The killer, though, is Bucahrest: everything was double what was listed in the Lonely Planet Romania (copyright 2006) and I'm shelling out $118 for my Wednesday night hotel room, which needs to be near the airport, since my flight out leaves at 8 a.m. Henry Coanti Internatioal Airport is 16 miles from central Bucharest, and I don't want to take any chances with the city's horrible traffic, so...that's life!

Ah, but its all fun and I wouldn't trade these opportunities for the world. Overpaying for hotels while in Romania on Spring Break is why I work hard at the school and do all those newspaper stories: prices don't really matter in the end, compared to the thrill of being somewhere.

Sunday, March 30, 2008

Sighisoara

Saturday morning I caught a train from Brasov to Sighisoara, from where I am now writing you. This, as I think I mentioned yesterday, is the first internet place I've seen in days, hence my catching up on the writing...the train ride was slow and it actually got kind of warm on the train underneath the afternoon sun. I had what would be like a general admission ticket, so I was in a double-decker train car with a bunch of people who were singing loudly, talking in an animated manner, and who, in general, smelt of beer. Were these gypsies? I think so, but I'm not sure. Perhaps the kindly Romanian person who has commented on previous posts here can help me out...

Sighisoara is another ancient town, and used to be the center of Transylvania. I'm staying in the citadel, which is an old area atop a hill in the middle of what is otherwise a big, flat valley. We're way above the surrounding town, in a walled-off mini-city, with more cobblestone streets and 15th-century buildings, and more spooky old churches.

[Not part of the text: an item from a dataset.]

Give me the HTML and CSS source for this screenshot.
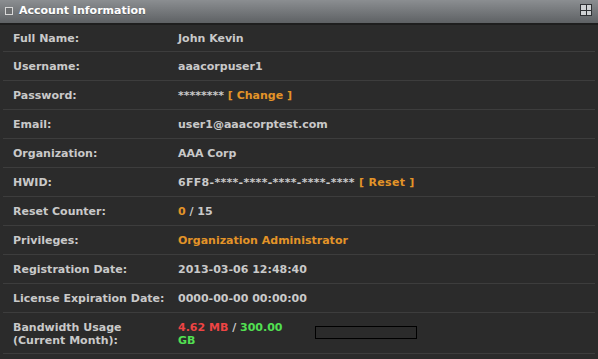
FILE: index.html
```html
<!DOCTYPE html>
<html lang="en">
<head>
  <meta charset="utf-8" />
  <title>Account Information</title>
  <link rel="stylesheet" href="styles.css">
</head>

<body>
  <div class="panel">
    <div class="panel-header">
      <span class="box-icon"></span>
      <span class="panel-title">Account Information</span>
      <span class="grid-icon"><i></i><i></i><i></i><i></i></span>
    </div>

    <div class="info">
      <div class="row">
        <div class="label">Full Name:</div>
        <div class="value">John Kevin</div>
      </div>
      <div class="row">
        <div class="label">Username:</div>
        <div class="value">aaacorpuser1</div>
      </div>
      <div class="row">
        <div class="label">Password:</div>
        <div class="value">******** <a class="link">[ Change ]</a></div>
      </div>
      <div class="row">
        <div class="label">Email:</div>
        <div class="value">user1@aaacorptest.com</div>
      </div>
      <div class="row">
        <div class="label">Organization:</div>
        <div class="value">AAA Corp</div>
      </div>
      <div class="row">
        <div class="label">HWID:</div>
        <div class="value hwid">6FF8-****-****-****-****-**** <a class="link">[ Reset ]</a></div>
      </div>
      <div class="row">
        <div class="label">Reset Counter:</div>
        <div class="value"><span class="orange">0</span> / 15</div>
      </div>
      <div class="row">
        <div class="label">Privileges:</div>
        <div class="value orange">Organization Administrator</div>
      </div>
      <div class="row">
        <div class="label">Registration Date:</div>
        <div class="value">2013-03-06 12:48:40</div>
      </div>
      <div class="row">
        <div class="label">License Expiration Date:</div>
        <div class="value">0000-00-00 00:00:00</div>
      </div>
      <div class="row row-tall">
        <div class="label">Bandwidth Usage<br>(Current Month):</div>
        <div class="value usage">
          <div class="usage-text">
            <div><span class="red">4.62 MB</span> / <span class="green">300.00</span></div>
            <div class="green">GB</div>
          </div>
          <div class="usage-bar"><div class="usage-fill" style="width: 0%"></div></div>
        </div>
      </div>
    </div>
  </div>
</body>
</html>
```

FILE: styles.css
```css
body {
  margin: 0;
  background: #2b2b2b;
  font-family: "DejaVu Sans", "Liberation Sans", sans-serif;
}

.panel {
  width: 598px;
  height: 359px;
  background: #2b2b2b;
  overflow: hidden;
}

.panel-header {
  height: 23px;
  background: linear-gradient(#8b8e91, #5e6164);
  border-bottom: 2px solid #1e1e1e;
  display: flex;
  align-items: center;
  padding: 0 6px 0 5px;
}

.box-icon {
  width: 6px;
  height: 6px;
  background: #6c6e70;
  border: 1px solid #d8d8d8;
  margin-right: 6px;
  margin-top: -2px;
}

.panel-title {
  color: #ffffff;
  font-weight: bold;
  font-size: 11px;
  flex: 1;
  margin-top: -2px;
  text-shadow: 0 1px 0 #55585b;
}

.grid-icon {
  width: 10px;
  height: 10px;
  display: grid;
  grid-template-columns: 1fr 1fr;
  gap: 1px;
  padding: 1px;
  background: #2e3033;
  margin-top: -3px;
}

.grid-icon i {
  background: #cfd1d3;
}

.info {
  margin: 0 3px;
}

.row {
  display: grid;
  grid-template-columns: 165px 1fr;
  align-items: center;
  height: 28px;
  border-bottom: 1px solid #3d3d3d;
  padding-left: 10px;
  font-size: 11px;
  font-weight: bold;
  color: #c9c9c9;
}

.row:first-child {
  height: 26px;
}

.row-tall {
  height: 40px;
}

.row-tall .label {
  line-height: 13px;
  margin-top: 2px;
}

.hwid {
  letter-spacing: 0.3px;
}

.link,
.orange {
  color: #e39428;
}

.red {
  color: #ee4444;
}

.green {
  color: #52e052;
}

.usage {
  display: flex;
  align-items: center;
}

.usage-text {
  width: 118px;
  line-height: 13px;
  margin-top: 2px;
}

.usage-bar {
  width: 100px;
  height: 11px;
  border: 1px solid #000;
  margin-left: 19px;
  margin-top: -2px;
}

.usage-fill {
  height: 100%;
  background: #52e052;
}
```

This morning I was really feelin' it in the old knees from doing a lot of walking around the past week. What is "a lot of walking around" for me may not be "a lot of walking around" for you, but I'm carrying a lot more weight, so the prospect of climbing any stairs here (and there are lots of them) didn't seem too enticing to me when I woke up this morning.

That's one of the great parts of traveling alone, however: I felt like staying in bed until like 2 p.m., so I did. I read. I watched TV. I looked out my hotel window at the city below me. I'm on the third floor of the Hotel Sighisoara - no elevator, natch - so the view is kind of nice. A few hours of relaxing did me well, so I went out around three and started to explore. Unfortunately, most everything closes at 3:30 or 4 p.m. on Sundays, so I opted to stay another night here and will go out and attack the town (just as so many invading armies have done over the centuries) tomorrow.

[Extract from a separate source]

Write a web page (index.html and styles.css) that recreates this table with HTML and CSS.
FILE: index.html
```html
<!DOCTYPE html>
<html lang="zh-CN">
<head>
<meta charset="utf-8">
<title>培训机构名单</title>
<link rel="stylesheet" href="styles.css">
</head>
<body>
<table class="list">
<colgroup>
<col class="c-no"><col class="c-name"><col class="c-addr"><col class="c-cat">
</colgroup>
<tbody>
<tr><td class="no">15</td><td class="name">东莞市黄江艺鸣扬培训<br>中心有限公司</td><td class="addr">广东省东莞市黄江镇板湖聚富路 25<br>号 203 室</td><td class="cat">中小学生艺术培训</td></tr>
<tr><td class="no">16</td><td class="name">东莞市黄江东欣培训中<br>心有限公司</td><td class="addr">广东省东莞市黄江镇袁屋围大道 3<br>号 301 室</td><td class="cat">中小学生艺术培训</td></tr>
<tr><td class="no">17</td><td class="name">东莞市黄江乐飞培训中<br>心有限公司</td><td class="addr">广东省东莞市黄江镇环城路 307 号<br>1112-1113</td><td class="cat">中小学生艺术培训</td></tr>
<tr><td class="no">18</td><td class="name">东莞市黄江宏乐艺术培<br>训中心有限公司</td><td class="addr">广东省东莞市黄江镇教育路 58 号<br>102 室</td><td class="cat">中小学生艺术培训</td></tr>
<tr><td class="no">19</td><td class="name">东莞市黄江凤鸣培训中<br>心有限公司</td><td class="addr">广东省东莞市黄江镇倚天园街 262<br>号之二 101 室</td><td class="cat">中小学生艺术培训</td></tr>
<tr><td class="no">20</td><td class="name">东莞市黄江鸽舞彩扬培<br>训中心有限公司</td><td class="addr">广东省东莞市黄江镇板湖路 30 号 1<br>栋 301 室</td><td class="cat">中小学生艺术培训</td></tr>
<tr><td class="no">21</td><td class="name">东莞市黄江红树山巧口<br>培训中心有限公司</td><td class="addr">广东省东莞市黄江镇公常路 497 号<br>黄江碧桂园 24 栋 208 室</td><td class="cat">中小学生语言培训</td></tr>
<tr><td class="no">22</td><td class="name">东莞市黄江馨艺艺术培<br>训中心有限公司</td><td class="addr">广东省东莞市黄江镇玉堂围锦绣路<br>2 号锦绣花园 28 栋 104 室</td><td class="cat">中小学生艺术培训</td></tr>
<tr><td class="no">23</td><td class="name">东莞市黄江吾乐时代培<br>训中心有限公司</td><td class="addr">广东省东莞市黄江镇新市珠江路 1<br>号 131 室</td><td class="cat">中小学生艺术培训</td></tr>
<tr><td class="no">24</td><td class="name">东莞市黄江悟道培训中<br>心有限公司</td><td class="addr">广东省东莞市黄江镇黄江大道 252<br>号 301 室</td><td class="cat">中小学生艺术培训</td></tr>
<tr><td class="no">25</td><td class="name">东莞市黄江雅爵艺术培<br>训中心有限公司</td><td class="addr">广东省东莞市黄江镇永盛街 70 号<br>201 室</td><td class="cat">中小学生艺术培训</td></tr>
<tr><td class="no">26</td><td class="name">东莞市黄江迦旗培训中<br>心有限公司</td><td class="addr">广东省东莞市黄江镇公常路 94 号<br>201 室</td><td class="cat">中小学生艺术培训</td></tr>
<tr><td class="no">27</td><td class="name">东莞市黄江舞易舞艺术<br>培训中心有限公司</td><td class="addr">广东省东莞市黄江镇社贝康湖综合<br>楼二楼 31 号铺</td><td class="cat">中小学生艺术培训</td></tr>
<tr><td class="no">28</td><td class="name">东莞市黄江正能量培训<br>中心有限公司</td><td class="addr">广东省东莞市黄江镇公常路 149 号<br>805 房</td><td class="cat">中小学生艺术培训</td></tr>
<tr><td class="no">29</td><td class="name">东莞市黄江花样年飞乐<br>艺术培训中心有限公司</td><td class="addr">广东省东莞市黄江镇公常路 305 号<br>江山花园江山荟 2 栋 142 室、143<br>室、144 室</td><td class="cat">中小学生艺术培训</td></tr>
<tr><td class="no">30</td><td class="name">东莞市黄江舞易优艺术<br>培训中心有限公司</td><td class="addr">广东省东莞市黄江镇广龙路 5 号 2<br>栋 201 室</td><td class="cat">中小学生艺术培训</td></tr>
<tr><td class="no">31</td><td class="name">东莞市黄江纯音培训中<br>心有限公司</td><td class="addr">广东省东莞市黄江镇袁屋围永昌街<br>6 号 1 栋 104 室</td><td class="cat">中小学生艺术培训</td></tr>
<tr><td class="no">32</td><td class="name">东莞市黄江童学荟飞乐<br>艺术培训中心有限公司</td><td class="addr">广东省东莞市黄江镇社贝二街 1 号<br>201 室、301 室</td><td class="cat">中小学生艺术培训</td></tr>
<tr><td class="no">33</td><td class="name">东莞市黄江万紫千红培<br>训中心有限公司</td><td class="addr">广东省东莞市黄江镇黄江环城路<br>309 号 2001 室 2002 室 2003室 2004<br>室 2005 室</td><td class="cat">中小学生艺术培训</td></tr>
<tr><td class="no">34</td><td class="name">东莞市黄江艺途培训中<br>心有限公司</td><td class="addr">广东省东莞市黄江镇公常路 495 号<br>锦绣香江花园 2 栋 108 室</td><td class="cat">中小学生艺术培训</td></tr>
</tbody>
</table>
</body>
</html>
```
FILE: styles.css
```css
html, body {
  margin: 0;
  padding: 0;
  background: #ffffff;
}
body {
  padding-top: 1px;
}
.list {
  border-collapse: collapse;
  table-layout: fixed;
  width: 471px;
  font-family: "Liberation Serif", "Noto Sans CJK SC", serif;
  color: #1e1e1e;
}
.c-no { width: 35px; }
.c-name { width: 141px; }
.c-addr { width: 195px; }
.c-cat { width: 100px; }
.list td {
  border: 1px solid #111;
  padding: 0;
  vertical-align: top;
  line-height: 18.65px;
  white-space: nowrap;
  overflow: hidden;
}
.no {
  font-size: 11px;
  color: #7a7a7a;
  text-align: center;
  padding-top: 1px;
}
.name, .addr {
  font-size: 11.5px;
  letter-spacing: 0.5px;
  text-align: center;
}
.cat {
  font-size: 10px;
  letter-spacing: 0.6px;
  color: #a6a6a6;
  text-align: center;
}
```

Stay tuned for my next update after I get back from the Vlad the Impaler Museum (he lived here for awhile) and the Museum of Medieval Torture!

--30--

Brasov

I spent a few days in Brasov and found it to be a charming little midevil (darn! I can never spell that word) town. It didn't take much of a stretch of the imagination to imagine dragons attacking peasants or vampires harassing the populace on the town square.

Speaking of town squares, the central plaza of the historic old city (Piata Sfatului) had a level of coolness I have felt in very few other places. I could have sat there and watched the people and the fluffy clouds and the colorful old-school buildings all day. Actually, I did spend most of one day doing that. I ended up staying the better part of three days in Brasov, and one of those days it was actualy warm enough to stay outside! Maybe its just the Californian in me, but I found those wind chills to be bone-chilling, even wrapped up, as I was, in my fleece sweatshirt and "Compton" beanie.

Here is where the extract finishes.